Data segment
[start]
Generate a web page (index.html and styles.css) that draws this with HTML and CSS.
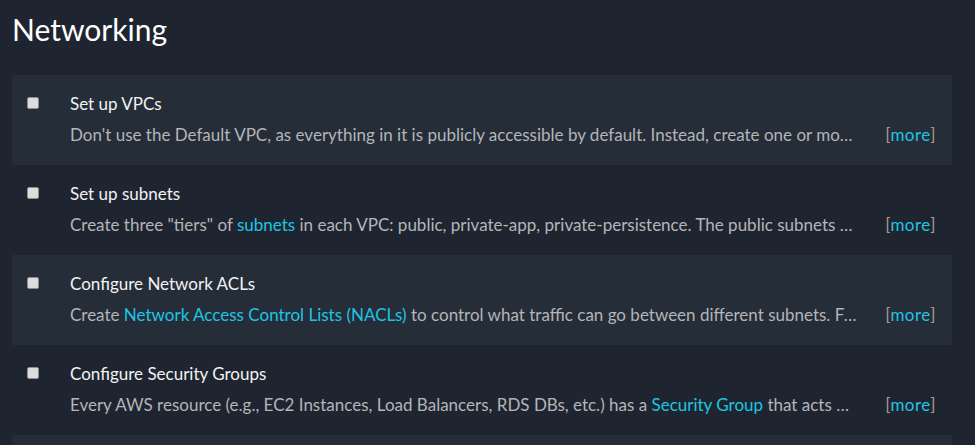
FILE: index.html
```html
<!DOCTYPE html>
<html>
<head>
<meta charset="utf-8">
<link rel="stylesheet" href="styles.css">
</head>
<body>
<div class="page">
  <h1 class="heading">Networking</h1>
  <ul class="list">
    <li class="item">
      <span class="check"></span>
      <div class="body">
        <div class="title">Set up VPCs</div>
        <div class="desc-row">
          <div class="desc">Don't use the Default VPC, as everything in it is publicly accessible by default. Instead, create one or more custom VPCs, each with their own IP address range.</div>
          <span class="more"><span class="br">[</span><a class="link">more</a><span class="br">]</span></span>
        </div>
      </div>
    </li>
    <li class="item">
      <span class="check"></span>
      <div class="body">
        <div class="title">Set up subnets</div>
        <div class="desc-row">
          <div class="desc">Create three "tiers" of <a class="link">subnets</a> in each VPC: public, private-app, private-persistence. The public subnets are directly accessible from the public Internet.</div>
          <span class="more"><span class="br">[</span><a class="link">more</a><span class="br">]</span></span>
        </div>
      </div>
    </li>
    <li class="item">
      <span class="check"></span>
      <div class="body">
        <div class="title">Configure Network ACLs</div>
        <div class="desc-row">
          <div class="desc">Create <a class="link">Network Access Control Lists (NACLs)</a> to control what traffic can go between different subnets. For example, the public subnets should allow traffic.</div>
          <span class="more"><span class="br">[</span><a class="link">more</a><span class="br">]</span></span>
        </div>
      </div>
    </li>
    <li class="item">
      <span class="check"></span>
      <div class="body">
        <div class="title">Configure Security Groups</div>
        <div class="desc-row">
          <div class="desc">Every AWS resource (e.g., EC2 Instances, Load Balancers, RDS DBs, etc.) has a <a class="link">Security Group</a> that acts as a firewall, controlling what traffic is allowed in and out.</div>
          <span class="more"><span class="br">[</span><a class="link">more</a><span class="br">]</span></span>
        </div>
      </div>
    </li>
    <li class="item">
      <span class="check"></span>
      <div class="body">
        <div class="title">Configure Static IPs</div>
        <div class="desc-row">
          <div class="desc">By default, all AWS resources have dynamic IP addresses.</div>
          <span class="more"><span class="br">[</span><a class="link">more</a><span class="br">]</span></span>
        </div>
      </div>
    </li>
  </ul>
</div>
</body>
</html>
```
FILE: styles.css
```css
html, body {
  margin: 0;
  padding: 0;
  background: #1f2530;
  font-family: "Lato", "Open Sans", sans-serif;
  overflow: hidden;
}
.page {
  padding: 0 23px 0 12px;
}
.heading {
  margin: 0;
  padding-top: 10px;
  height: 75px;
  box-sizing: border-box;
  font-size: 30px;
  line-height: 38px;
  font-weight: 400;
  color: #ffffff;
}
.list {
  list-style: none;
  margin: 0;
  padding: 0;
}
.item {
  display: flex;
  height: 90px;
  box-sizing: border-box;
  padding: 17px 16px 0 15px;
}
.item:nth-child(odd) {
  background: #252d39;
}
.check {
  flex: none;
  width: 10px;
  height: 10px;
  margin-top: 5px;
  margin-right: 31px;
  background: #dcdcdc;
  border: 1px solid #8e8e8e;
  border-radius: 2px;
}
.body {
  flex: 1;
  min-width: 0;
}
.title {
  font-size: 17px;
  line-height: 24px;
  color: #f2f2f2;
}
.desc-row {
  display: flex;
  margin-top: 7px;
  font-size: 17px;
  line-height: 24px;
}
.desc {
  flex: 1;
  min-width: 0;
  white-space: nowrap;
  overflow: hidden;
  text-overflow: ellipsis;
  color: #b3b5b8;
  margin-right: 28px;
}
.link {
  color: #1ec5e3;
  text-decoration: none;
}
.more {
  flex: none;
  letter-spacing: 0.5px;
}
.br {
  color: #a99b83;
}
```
[end]
Written instruction
Write the full listing out again with every line unchanged, but include no pictures.

Exercise answer
Generate a web page (index.html and styles.css) that draws this with HTML and CSS.
FILE: index.html
```html
<!DOCTYPE html>
<html>
<head>
<meta charset="utf-8">
<link rel="stylesheet" href="styles.css">
</head>
<body>
<div class="page">
  <h1 class="heading">Networking</h1>
  <ul class="list">
    <li class="item">
      <span class="check"></span>
      <div class="body">
        <div class="title">Set up VPCs</div>
        <div class="desc-row">
          <div class="desc">Don't use the Default VPC, as everything in it is publicly accessible by default. Instead, create one or more custom VPCs, each with their own IP address range.</div>
          <span class="more"><span class="br">[</span><a class="link">more</a><span class="br">]</span></span>
        </div>
      </div>
    </li>
    <li class="item">
      <span class="check"></span>
      <div class="body">
        <div class="title">Set up subnets</div>
        <div class="desc-row">
          <div class="desc">Create three "tiers" of <a class="link">subnets</a> in each VPC: public, private-app, private-persistence. The public subnets are directly accessible from the public Internet.</div>
          <span class="more"><span class="br">[</span><a class="link">more</a><span class="br">]</span></span>
        </div>
      </div>
    </li>
    <li class="item">
      <span class="check"></span>
      <div class="body">
        <div class="title">Configure Network ACLs</div>
        <div class="desc-row">
          <div class="desc">Create <a class="link">Network Access Control Lists (NACLs)</a> to control what traffic can go between different subnets. For example, the public subnets should allow traffic.</div>
          <span class="more"><span class="br">[</span><a class="link">more</a><span class="br">]</span></span>
        </div>
      </div>
    </li>
    <li class="item">
      <span class="check"></span>
      <div class="body">
        <div class="title">Configure Security Groups</div>
        <div class="desc-row">
          <div class="desc">Every AWS resource (e.g., EC2 Instances, Load Balancers, RDS DBs, etc.) has a <a class="link">Security Group</a> that acts as a firewall, controlling what traffic is allowed in and out.</div>
          <span class="more"><span class="br">[</span><a class="link">more</a><span class="br">]</span></span>
        </div>
      </div>
    </li>
    <li class="item">
      <span class="check"></span>
      <div class="body">
        <div class="title">Configure Static IPs</div>
        <div class="desc-row">
          <div class="desc">By default, all AWS resources have dynamic IP addresses.</div>
          <span class="more"><span class="br">[</span><a class="link">more</a><span class="br">]</span></span>
        </div>
      </div>
    </li>
  </ul>
</div>
</body>
</html>
```
FILE: styles.css
```css
html, body {
  margin: 0;
  padding: 0;
  background: #1f2530;
  font-family: "Lato", "Open Sans", sans-serif;
  overflow: hidden;
}
.page {
  padding: 0 23px 0 12px;
}
.heading {
  margin: 0;
  padding-top: 10px;
  height: 75px;
  box-sizing: border-box;
  font-size: 30px;
  line-height: 38px;
  font-weight: 400;
  color: #ffffff;
}
.list {
  list-style: none;
  margin: 0;
  padding: 0;
}
.item {
  display: flex;
  height: 90px;
  box-sizing: border-box;
  padding: 17px 16px 0 15px;
}
.item:nth-child(odd) {
  background: #252d39;
}
.check {
  flex: none;
  width: 10px;
  height: 10px;
  margin-top: 5px;
  margin-right: 31px;
  background: #dcdcdc;
  border: 1px solid #8e8e8e;
  border-radius: 2px;
}
.body {
  flex: 1;
  min-width: 0;
}
.title {
  font-size: 17px;
  line-height: 24px;
  color: #f2f2f2;
}
.desc-row {
  display: flex;
  margin-top: 7px;
  font-size: 17px;
  line-height: 24px;
}
.desc {
  flex: 1;
  min-width: 0;
  white-space: nowrap;
  overflow: hidden;
  text-overflow: ellipsis;
  color: #b3b5b8;
  margin-right: 28px;
}
.link {
  color: #1ec5e3;
  text-decoration: none;
}
.more {
  flex: none;
  letter-spacing: 0.5px;
}
.br {
  color: #a99b83;
}
```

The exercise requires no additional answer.